Türkiye’yi Almanya ve Fransa’yla kıyaslıyorlar
ALİ İhsan Gelberi, Türkiye’ye gösterilen ilginin sadece getirisinin yüksek olmasından kaynaklanmadığını belirterek, “İspanya ve İtalya’nın tahvillerinin de getirisi yüksek ancak onlarınkine aynı yoğunlukta talep gelmiyor. Bu süreçte bizi getiri açısından bu iki ülke ile değil Almanya, Fransa gibi daha düşük getiri sağlayan ülkelerle kıyaslamak daha doğru. Çünkü yatırımcı böyle yapıyor.”
Yüzde 93’ü bankalardan
TÜRKİYE borçlanma araçları piyasasının 2012 itibariyle tutar bazında yüzde 93’ü bankalar tarafından gerçekleştirildi. Tüketici finansmanı ve faktoring şirketleri bankaların ardından en yoğun ihraç gerçekleştiren diğer finansal kuruluşlar. Bunun yanı sıra Leasing sektörü, holdingler ve diğer pek çok sektörden ihraççılar da artıyor.

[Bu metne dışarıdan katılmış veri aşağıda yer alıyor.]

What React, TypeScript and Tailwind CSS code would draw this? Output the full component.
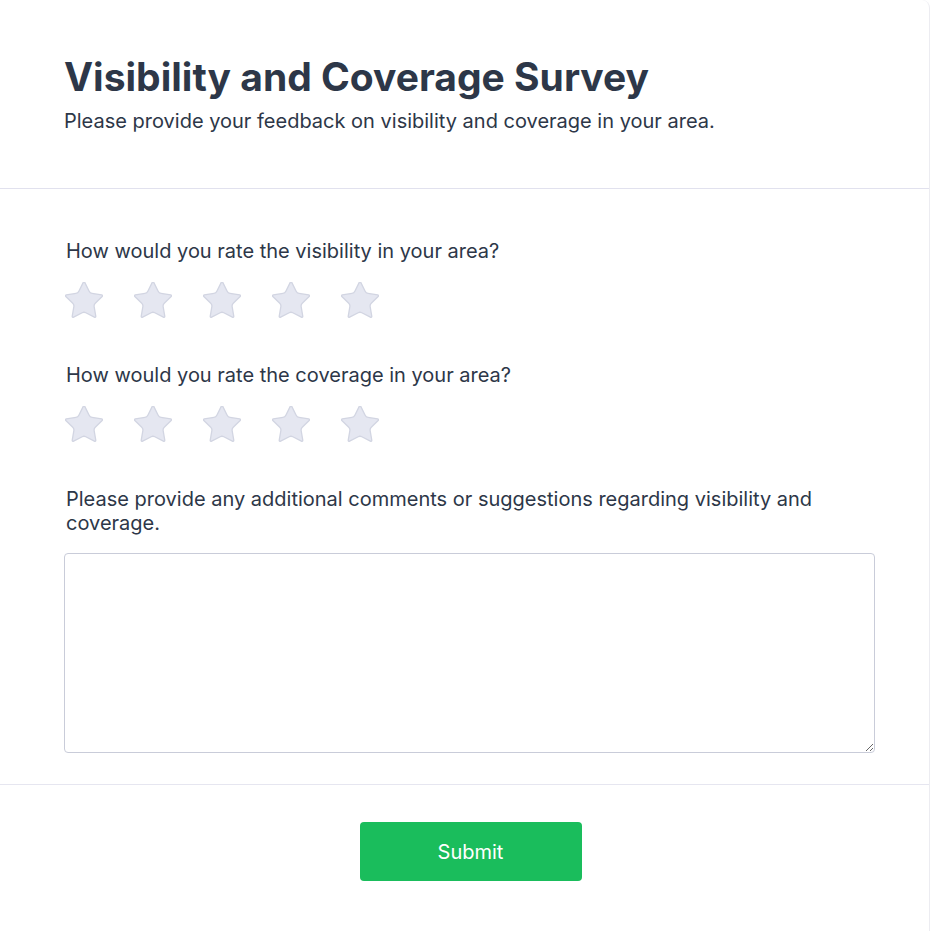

1 milyarın liranın üzerindeki ihraçlar
PİYASADAKİ en büyük ihraçlar mevduat bankaları tarafından gerçekleştiriliyor. 1 milyar TL ve üzeri gerçekleşen ihraçlara örnek olarak İş Bankası, Akbank, Ziraat Bankası, Vakıfbank ve Yapı Kredi gösterilebilir. Holdinglerden de Doğuş, Akfen, son dönemde gerçekleştirdiği tahvil ihracıyla dikkat çekmişti. Önümüzdeki dönemde bankaların yanı sıra, Türk Telekom ve inşaat şirketlerinin de tahvil ihraç ederek kaynak sağlamayı planladığı belirtiliyor.
Yatırım yapılabilir ‘seviye’ etkisi
AKBANK Hazineden Sorumlu Genel Müdür Yardımcısı Kerim Rota, FED ve ECB’nin yürüttükleri bol likidite politikalarının sonucunda Hazine ve özel sektör ihraçlarına gösterilen ilginin arttığını belirterek şöyle konuştu: “Merkez bankalarının büyümeyi desteklemek amacıyla faizleri çok uzun süre düşük seviyelerde tutacaklarını dile getirmeleri, global yatırımcıların, göreceli olarak daha yüksek faiz buldukları gelişmekte olan ülkelere yatırım yapma iştahlarını artırdı. Bunun yanısıra Türkiye’nin son yıllarda uygulamış olduğu güçlü mali ve finansal programlar ve bunların bir sonucu olarak kredi derecelendirme kuruluşlarının yakın zamanda Türkiyenin kredi notunu yatırım yapılabilir seviyeye yükseltme ihtimali Türkiye’ye olan ilginin bir diğer sebebi.”